This has been going on for some 50 years. For a stretch they thought it would be easy, then they figured out that it clearly was not. AI claims was comparable to UFO claims for a stretch there thru the 80's, and now with vast advances in computing power and cognitive sciences it's a whoel different story.



For example: Have you ever tried to get more than 3 electronic devices made by different companies to talk to each other? Interoperability in computing is not very good at the moment.


That's not the best example. For starters we're talking about "dumb" devices, and more directly it seems that you're talking about any old 3 consumer electronic devices, which probably wern't built for one another. Some basic human ingenuity always takes care of that.

Form there interoperability is quite sophisticated and impressive. You need to look no futher than TCP/IP... and as it turns out one of the 2 men who designed TCP/IP, Vint Cerf, "the godfather of the Internet", is Google's "cheif Internet evangelist".

To learn Google's and Vint Cerf's role in all of this see here:
www.abovetopsecret.com...




Even if a strong AI consciousness was created it would be limited to sending people abusive emails.


That's not the best example either: we already have Weak, or Narrow AI that does that. You're conscious right? Advanced cognition? Yes. Are you reduced to sending spam emails? Now imagine if vast stores of data, such as the entire Internet, were your "wisdom" or "knowledge' set, but at the same time you have vastly greater 'thinking' time AND power.



Try not to forget that Google is a money making machines, that makes its money through advertisement. Larry Page' idea of AI is a series of algorithms that make use of stupid amounts of data to give you more accurate adverts.


Good website


I hadn't found that one:


To reach that goal, Google wants to have the world’s top AI research laboratory.

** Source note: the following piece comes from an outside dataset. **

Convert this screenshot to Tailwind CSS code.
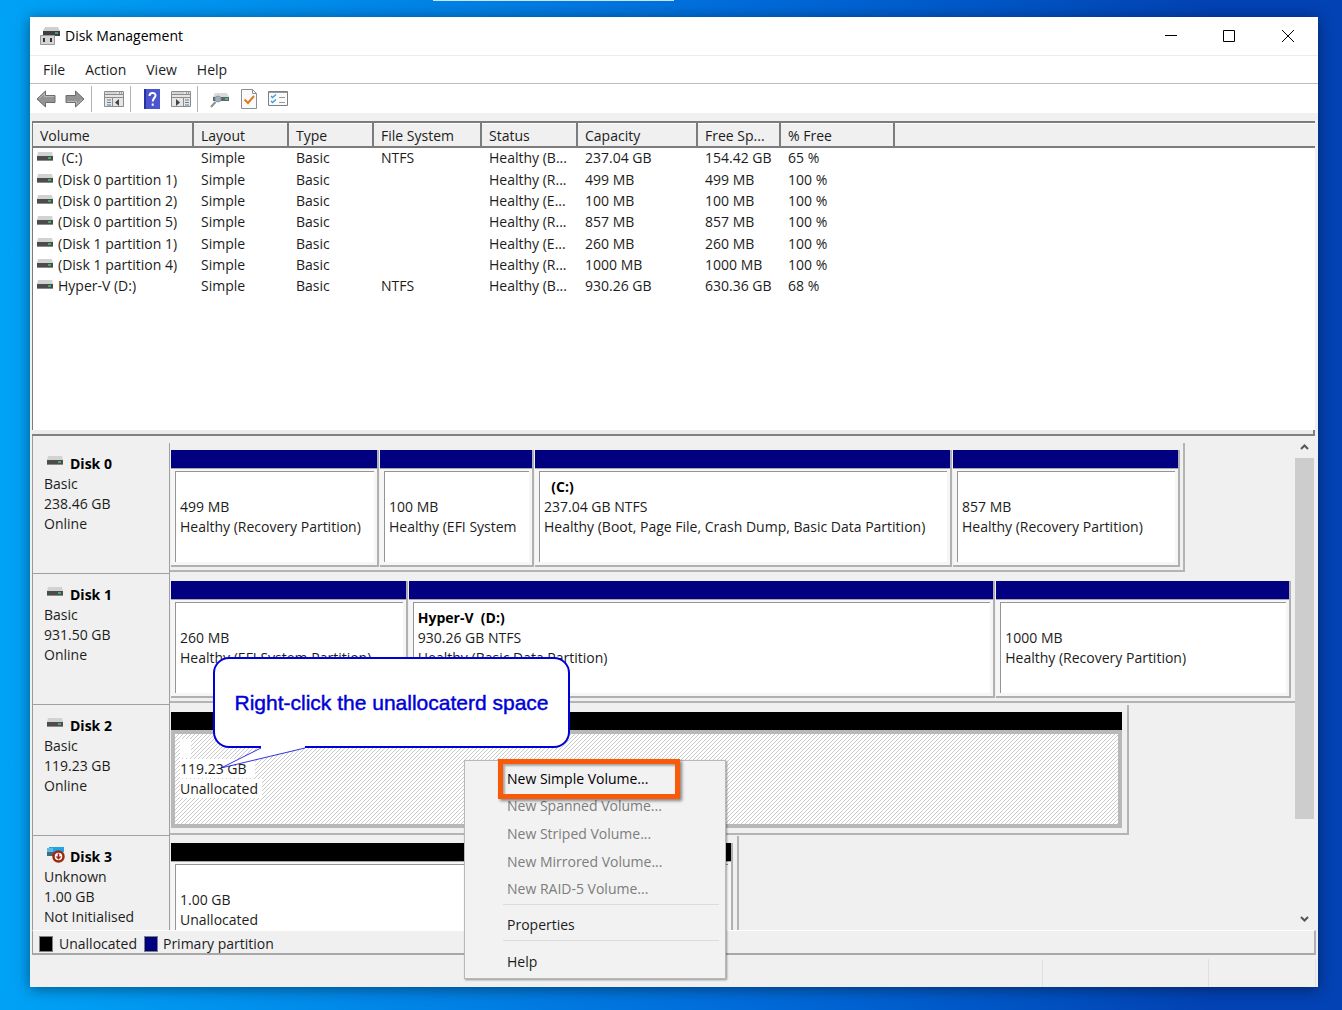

Yes, Google is a capitalist megacorporation, and that's what they do is make money. It's also a government front operation, or at least there's really no better comparison.

Even if they live in a dream world, which they probably do, and ALL they want is a better ad deliverer, all that really matters is that they're goal is literally to give this system "all of the worlds information". So when it all boils down, they're trying to make the most advanced AI, in the worlds most advanced AI lab(probably the one at NASA's Ames research facility), and then they plan to give that AI all of the worlds information, which includes millions of pages of software coding tutorials and related utilities. The idea is for 'it' to actually understand what the data it 'holds' actually means. You do the math.

Now even if this already omnipotent system wont become a serious threat, which there's little reason to beleieve that it absolutely wont, then there's the little detail where they're doing this all in tandom with the U.S. government.


[edit on 28-3-2007 by IgnoranceIsntBlisss]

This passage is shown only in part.